Over time, as more women and people from underrepresented backgrounds - who venture capital superhero Arlan Hamilton calls underestimated founders - become present at all levels of hierarchy within our networks of power, the system will become more equitous. Until then, seeking out these founders and employees and proactively providing opportunities is the right thing to do.

Obviously, there is huge diversity within every broadly-defined demographic group. But people are discriminated against based on the superficial labels they carry, whether we like it or not. Measuring progress against those labels is one way to determine whether we're bucking trends when it comes to discrimination. That doesn't absolve us from thinking hard about intersectional issues. For example, neurodiversity is still not spoken about enough, but is an important part of inclusion. And I strongly believe that if I only invest in people who grew up wealthy, I've failed.

People often complain that "SJWs" ("social justice warriors", as if there's anything inherently wrong with wanting social justice) are loud and angry. Sure. They should be, and there's a long history of this. During the civil rights movement, people described activists then in similar terms. When your voice hasn't traditionally been heard, you need to raise it. And one way to help is to amplify those underheard voices.

So, back to equality of outcome. While we're not trying to create that Harrison Bergeron universe, outcomes do matter, and are logically inseparable from opportunities. Because we're talking about network effects and a society heavily based on who you know, the more diverse the networks, the better the opportunities for diverse individuals.

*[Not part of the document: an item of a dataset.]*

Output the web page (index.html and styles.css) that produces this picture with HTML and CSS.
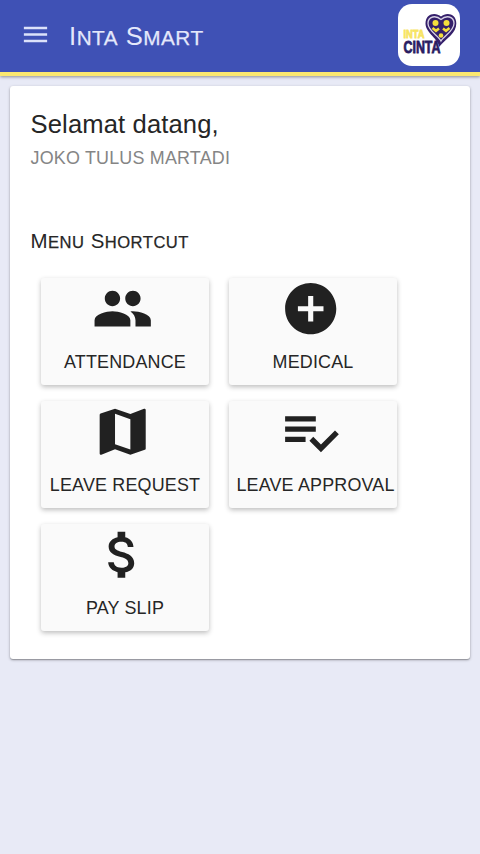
FILE: index.html
```html
<!DOCTYPE html>
<html lang="id">
<head>
<meta charset="utf-8">
<title>Inta Smart</title>
<link rel="stylesheet" href="styles.css">
</head>
<body>
<header class="toolbar">
  <svg class="menu" viewBox="0 0 24 24"><path d="M3 18h18v-2H3v2zm0-5h18v-2H3v2zm0-7v2h18V6H3z"/></svg>
  <h1 class="title">I<span class="sc">nta</span> S<span class="sc">mart</span></h1>
  <svg class="logo" viewBox="0 0 62 62">
    <rect width="62" height="62" rx="14" fill="#fff"/>
    <path d="M41 43C41 35 27.500 29 27.500 19.500C27.500 9 38 8 43 12.500C48 8 58.300 9 58.300 19.500C58.300 29 49 34 41 43Z" fill="#35206b"/>
    <path d="M43 37C41 32 30 27 30 19.500C30 12 38 11 43 15.500C48 11 56 12 56 19.500C56 27 46 32 43 37Z" fill="#35206b" stroke="#d8d3e6" stroke-width="1.300"/>
    <g fill="#f5df3c"><circle cx="37.500" cy="19" r="3"/><circle cx="48.500" cy="19" r="3"/><circle cx="43" cy="31.500" r="2.300"/></g>
    <path d="M34.500 24l3.500 2.800 3-2.300M45 24.500l3 2.300 3.500-2.800" fill="none" stroke="#f5df3c" stroke-width="2.500"/>
    <text class="logo-inta" x="5.500" y="34" textLength="21" lengthAdjust="spacingAndGlyphs">INTA</text>
    <text class="logo-cinta" x="5.500" y="49.300" textLength="37" lengthAdjust="spacingAndGlyphs">CINTA</text>
  </svg>
</header>
<main class="card">
  <h2 class="greeting">Selamat datang,</h2>
  <p class="name">JOKO TULUS MARTADI</p>
  <h3 class="section">M<span class="sc">enu</span> S<span class="sc">hortcut</span></h3>
  <nav class="grid">
    <a class="tile"><svg class="icon" viewBox="0 0 24 24"><path d="M16 11c1.660 0 2.990-1.340 2.990-3S17.660 5 16 5s-3 1.340-3 3 1.340 3 3 3zm-8 0c1.660 0 2.990-1.340 2.990-3S9.660 5 8 5 5 6.340 5 8s1.340 3 3 3zm0 2c-2.330 0-7 1.170-7 3.500V19h14v-2.500C15 14.170 10.330 13 8 13zm8 0c-.290 0-.620.020-.970.050 1.160.840 1.970 1.970 1.970 3.450V19h6v-2.500c0-2.330-4.670-3.500-7-3.500z"/></svg><span class="label">ATTENDANCE</span></a>
    <a class="tile"><svg class="icon" viewBox="0 0 24 24"><path d="M12 2C6.480 2 2 6.480 2 12s4.480 10 10 10 10-4.480 10-10S17.520 2 12 2zm5 11h-4v4h-2v-4H7v-2h4V7h2v4h4v2z"/></svg><span class="label">MEDICAL</span></a>
    <a class="tile"><svg class="icon" viewBox="0 0 24 24"><path d="M20.500 3l-.160.030L15 5.100 9 3 3.360 4.900c-.210.070-.360.250-.360.480V20.500c0 .280.220.500.500.500l.160-.030L9 18.900l6 2.100 5.640-1.900c.210-.070.360-.250.360-.480V3.500c0-.280-.220-.500-.500-.500zM15 19l-6-2.110V5l6 2.110V19z"/></svg><span class="label">LEAVE REQUEST</span></a>
    <a class="tile"><svg class="icon" viewBox="0 0 24 24"><path d="M14 10H2v2h12v-2zm0-4H2v2h12V6zM2 16h8v-2H2v2zm19.500-4.500L23 13l-6.990 7-4.510-4.500L13 14l3.010 3 5.490-5.500z"/></svg><span class="label label-wide">LEAVE APPROVAL</span></a>
    <a class="tile"><svg class="icon" viewBox="0 0 24 24"><path d="M11.800 10.900c-2.270-.590-3-1.200-3-2.150 0-1.090 1.010-1.850 2.700-1.850 1.780 0 2.440.850 2.500 2.100h2.210c-.070-1.720-1.120-3.300-3.210-3.810V3h-3v2.160c-1.940.420-3.500 1.680-3.500 3.610 0 2.310 1.910 3.460 4.700 4.130 2.500.600 3 1.480 3 2.410 0 .690-.490 1.790-2.700 1.790-2.060 0-2.870-.920-2.980-2.100h-2.200c.120 2.190 1.760 3.420 3.680 3.830V21h3v-2.150c1.950-.370 3.500-1.500 3.500-3.550 0-2.840-2.430-3.810-4.700-4.400z"/></svg><span class="label">PAY SLIP</span></a>
  </nav>
</main>
</body>
</html>
```

FILE: styles.css
```css
* { box-sizing: border-box; }
body {
  margin: 0;
  min-height: 854px;
  background: #e8eaf6;
  color: #262626;
  font-family: "Liberation Sans", Arial, sans-serif;
}
h1, h2, h3, p { margin: 0; font-weight: 400; }
.sc { font-size: .81em; text-transform: uppercase; -webkit-text-stroke: .25px currentColor; }
.toolbar {
  display: flex;
  align-items: center;
  height: 76px;
  padding: 0 20px;
  background: #3f51b5;
  border-bottom: 4px solid #fbe870;
  box-shadow: 0 1px 3px rgba(0, 0, 0, .4);
}
.menu { width: 31px; height: 31px; margin-top: -3px; fill: #dce2fa; }
.title {
  flex: 1;
  margin: 0 0 0 18px;
  font-size: 25.6px;
  letter-spacing: .5px;
  color: #e4e8fb;
}
.logo { width: 62px; height: 62px; margin-top: -3px; }
.logo-inta { font: bold 11px "Liberation Sans", sans-serif; fill: #f7e463; stroke: #f7e463; stroke-width: .8px; }
.logo-cinta { font: bold 17px "Liberation Sans", sans-serif; fill: #2a1c62; stroke: #2a1c62; stroke-width: .8px; }
.card {
  height: 573px;
  margin: 10px 10px 0;
  padding: 20px 20.5px;
  background: #fff;
  border-radius: 3px;
  box-shadow: 0 1px 3px rgba(0, 0, 0, .3), 0 1px 1px rgba(0, 0, 0, .2);
}
.greeting { font-size: 25.6px; line-height: 36px; letter-spacing: .13px; }
.name { margin-top: 4px; font-size: 17.92px; line-height: 24px; letter-spacing: .2px; color: #858585; }
.section {
  height: 28px;
  margin-top: 57px;
  font-size: 20.48px;
  line-height: 28px;
  letter-spacing: .48px;
}
.grid {
  display: grid;
  grid-template-columns: 168px 168px;
  grid-auto-rows: 107.5px;
  gap: 15.5px 20px;
  margin: 22.5px 0 0 10.5px;
}
.tile {
  display: flex;
  flex-direction: column;
  align-items: center;
  background: #fafafa;
  border-radius: 3px;
  box-shadow: 0 2px 5px rgba(0, 0, 0, .26);
}
.icon { width: 61.4px; height: 61.4px; margin-right: 5.6px; fill: #212121; }
.label {
  margin-top: 11.2px;
  font-size: 17.92px;
  line-height: 24px;
  letter-spacing: .18px;
  white-space: nowrap;
}
.label-wide { margin-left: 5px; }
```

And because we're talking about generational inequalities, the outcomes in one generation will affect opportunities in the next.

But outcomes also matter for another, even more fundamental reason. I strongly believe we should care about disadvantaged people in society. It's not enough to say that the market will take care of it when people are living on the street, or when the people of one nation are oppressed by the army of another to meet capitalist needs. Compassion for others is a core part of basic human decency.

As Matthew Yglesias wrote in Slate:

The question of what happens to the person at the bottom genuinely matters. Whether you want to phrase that in terms of the gap between the bottom and the top—inequality, as such—or simply look at the absolute condition of the people at the bottom, you can’t escape the conclusion that outcomes matter, and not just in terms of procedural fairness. Today, even poor people are able to take advantage of things like electricity and antibiotics that were rare or nonexistent 100 years ago. That’s the kind of opportunity that matters—the opportunity for everyone to enjoy a better life.

If you're against that - well, then, I don't know if there's anything we can talk about.